Ferguson police chief resigns following DOJ report
“It is with profound sadness that I am announcing I am stepping down from my position as chief of police ,” Tom Jackson said in a statement published first by the St. Louis Post-Dispatch.
“My resignation will be effective March 19, 2015 to provide for an orderly transition of command. It has been an honor and a privilege to serve this great city and to serve with all of you. I will continue to assist the city in any way I can in my capacity as private citizen,” Jackson wrote, according to a letter published by the paper on Wednesday afternoon.
Meanwhile, the City of Ferguson issued a statement calling Jackson's resignation "a mutual decision," adding that he will receive severance pay for one year as well as health insurance. Once he officially steps down on March 19, Lt. Col. Al Eikhoff will take over as acting police chief.
In a press conference, Ferguson Mayor James Knowles III said the severance pay amounts to "roughly $100,000," and that the city will conduct a nationwide search for a new police chief. He said Jackson's decision to resign was made in the best interest of the city.
Asked if all the recent resignations are an admission that the Justice Department report was valid and that the problems described in it were real, Knowles reiterated that Jackson's resignation was a mutual decision and officials have not admitted wrongdoing.
Asked about the possibility that leadership of the police force would be moved beyond the city's control – Attorney General Eric Holder recently said dismantling the agency is possible, if necessary – Knowles said city is committed to keeping the department under its control.

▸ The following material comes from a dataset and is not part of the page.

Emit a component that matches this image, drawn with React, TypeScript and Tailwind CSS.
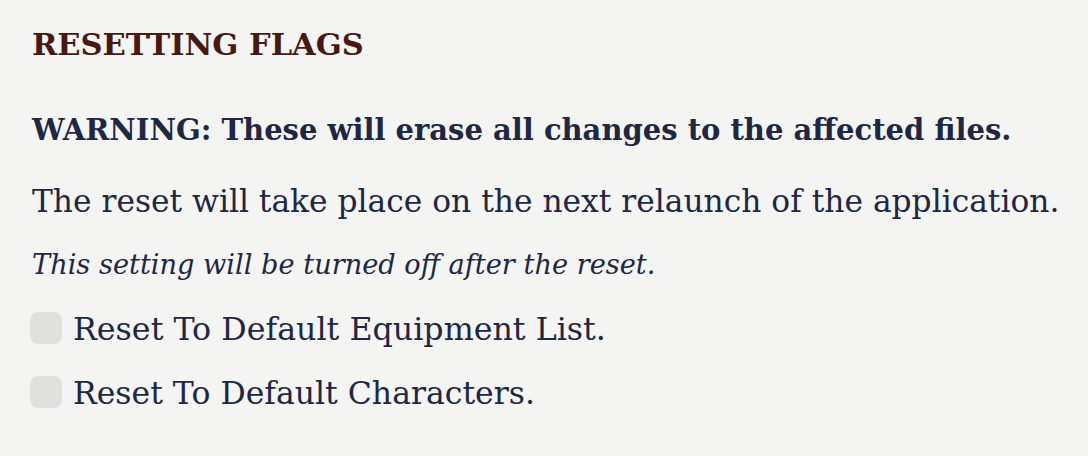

"The City of Ferguson looks to become an example of how a community can move forward in the face of adversity," he said, adding that he is committed to addressing the concerns laid out in the DoJ report
News of Jackson’s resignation surfaced only a day after the Ferguson City Council unanimously agreed to terminate John Shaw from the position of city manager, adding yet another change-up to the St. Louis suburb in the wake of last week’s DoJ report.
According to the 105-page report, federal investigators uncovered “a pattern or practice of unlawful conduct within the Ferguson Police Department that violates the First, Fourth and Fourteenth Amendments to the United States Constitution, and federal statutory law.”
— NPR News (@nprnews) March 11, 2015
United States Attorney General Eric Holder said he was “shocked” by the probe’s findings after its release became public, and told reporters that he would be willing to dismantle the city’s police force if necessary. In the aftermath of the report’s publication, at least one member of the Ferguson Police Department was fired and two others resigned.
The DoJ report, released on Wednesday last week, was the culmination of a six-month probe spawned by the August 2014 shooting death of Michael Brown, an unarmed African-American teenager who was killed by a member of the Ferguson Police Department, Darren Wilson.
“Ferguson’s police and municipal court practices have sown deep mistrust between parts of the community and the police department, undermining law enforcement legitimacy among African Americans in particular,” the investigation determined.
Also last week, the Justice Dept. said an investigation into the Brown killing prompted authorities to decline to charge Wilson with any federal civil rights violations.
The Aug. 2014 shooting death initially prompted local, then national, protests which were amplified by similar incidents in recent months in which officers of the law were accused of using unnecessary force on African-Americans – especially in cases where the victim is reported to have been injured or killed while unarmed.
“I’m going to stay and see this through,” Chief Jackson said in October as demonstrations intensified. “I report to the city manager, period. And as long as he and the council support me, then I intend to stay.”
The City Council of Ferguson voted 7-0 on Tuesday evening to terminate Shaw from the position of city manager, and a nationwide hunt for a replacement is reportedly underway.